Un quinto delle donne lavoratrici in Italia lascia il proprio impiego nei due anni successivi alla nascita del figlio. Ad asserirlo è uno studio della Banca d’Italia, che rileva, inoltre, come due terzi di quelle che abbandonano il lavoro dichiarano di averlo fatto volontariamente, nella difficoltà di conciliare vita familiare e lavoro.
La probabilità di uscita dal mercato del lavoro aumenta significativamente per le mamme sotto i 24 anni e per quelle con un grado di istruzioni inferiore. E triplica per le neomadri che al momento del concepimento lavoravano a tempo determinato, mentre è più bassa per le neomamme che lavorano nel settore pubblico. Ciò è probabilmente dovuto sia all’alto costo-opportunità di abbandono sia alla maggiore flessibilità consentita dall’impiego pubblico, soprattutto in termini di orari.
Nel settore privato invece, le probabilità di abbandono fra le neomamme aumentano per le operaie o impiegate e per le donne che lavorano nei settori del commercio e dei servizi. L’offerta di servizi all’infanzia riduce in modo significativo la probabilità di uscita della donna dal mercato del lavoro.
I nidi pubblici. Nelle regioni in cui è maggiore infatti la disponibilità di nidi pubblici per i bambini sotto i tre anni, la probabilità di lasciare volontariamente il lavoro scende di ben 5 punti percentuali. Tuttavia solo il 7% dei bambini sotto i tre anni frequenta nidi pubblici. La limitata diffusione e accessibilità di tali servizi di assistenza implica che la conciliazione tra lavoro e famiglia è principalmente basata sul sostegno dei nonni e della rete familiare.
I nonni. Dove non ci sono (o non si vogliono utilizzare i nidi pubblici) ci pensa, fortunatamente, la disponibilità dei nonni a dimezzare sia la probabilità di abbandono volontario sia quella più generale di essere fuori dal mercato del lavoro.
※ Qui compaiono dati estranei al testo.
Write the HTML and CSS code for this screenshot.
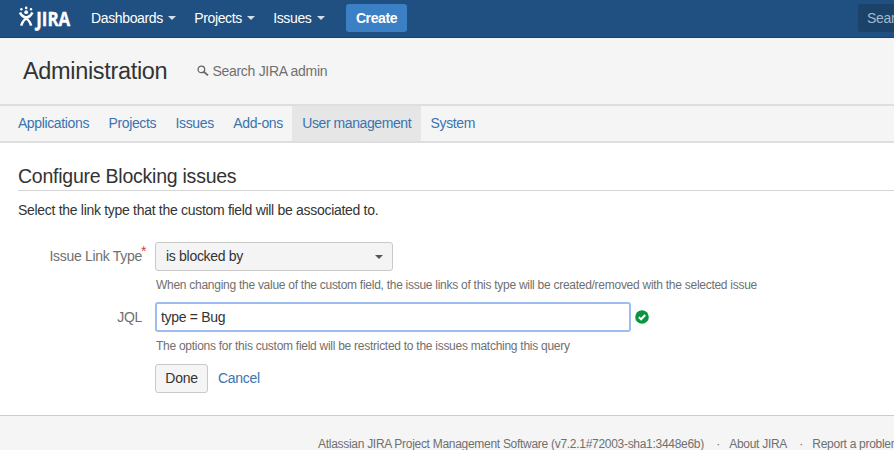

In Europa. Nello studio di Bankitalia, dal confronto tra i Paesi europei, l’Italia si caratterizza per un basso tasso di occupazione femminile, nonostante la significativa crescita registrata negli ultimi anni, oltre che per una penalizzazione anche in termini economici per le mamme lavoratrici che optano per il part-time. A differenza di altri Paesi, soprattutto del Nord Europa, dove la scelta del part-time viene invece apprezzata e considerata positiva per conciliare lavoro e famiglia. Anche la ripartizione dei compiti all’interno della coppia viene segnalata come fortemente sbilanciata rispetto ad altri Paesi Ue: un gap dovuto soprattutto alla tradizione e all’educazione femminile – si legge nel documento – solo di recente in via di limitazione.